I do have one other issue with the book, which really sort of extends to the entire series as a whole. For this, I’m going to have to explain what I like to call the ‘Shane Black Filter’ Even if you don’t recognise his name, you will know his work, which includes Lethal Weapon, Iron Man 3, Kiss Kiss Bang Bang and The Nice Guys. All of these titles are showcases for snappy, comedic dialogue, punchy action and fairly multilayered plots for films of their genre. I have a deep-seated affection for many of these works – no lie, I love myself some cheesy 80’s style movie action – but as I’ve gotten older, I have had to adjust slightly in order to enjoy them.
You’ve probably guessed the issue already: it’s a boys-in-locker-room attitude that comes as part of the package. The one that sometimes makes you want to put your head in your hands and just groan. (The opening scene in The Nice Guys is just so emblematic of this: of course it had to be arms, legs and tits akimbo, didn’t it?) I don’t love it, but I can’t reasonably divorce it from everything else.
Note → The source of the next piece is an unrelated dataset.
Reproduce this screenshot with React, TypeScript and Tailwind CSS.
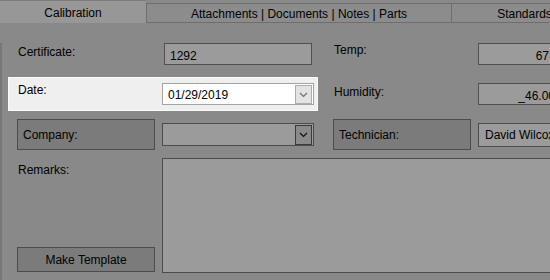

And I really enjoy everything else! So I just decide to ‘filter out’ anything that would otherwise make me roll my eyes, and let myself enjoy the rest of the work.
I see a lot of similarities between the best of Black’s works and the Dresden series. When it comes to the action and the humour, this is a flattering comparison. But it’s also acknowledging that they share a common, slightly grating flaw.
And the reason this is being brought up now is that while Harry’s ‘chivalrous pervert’ attitudes have been tempered slightly in later books compared to the start of the series, they’re absolutely back full bore in Peace Talks. And we can’t wave it away with an ‘Oh no, that’s just Harry’s Winter Knight’s Mantle talking! Down boy, down!’, because it’s not just him this time around either*. There are points in the book where I just had to shake my head a bit and think ‘Jim. Mate. Maaaate, just how fvcking horny were you when you put that one down on paper? Bit wish fulfil-y, yeah?’
Ah well, I understand its part of the package; I chose what I read, the filter is my responsibility.
But for the other Dresden files fans? Peace Talks is a solid and entertaining instalment in the series, and I recommend you pick it up. The decision whether or not to do that now, or wait until the end of the month, however, is entirely up to you. I have left the book unrated at this point – but I suspect I’ll come back with a final judgement in a few weeks.
But the cliffhanger? It’s a doozy.
For Bingo, this is going under ‘Violet’ for the cover. This is based entirely on my judgement – I’m not breaking out the Pantone cards to justify it!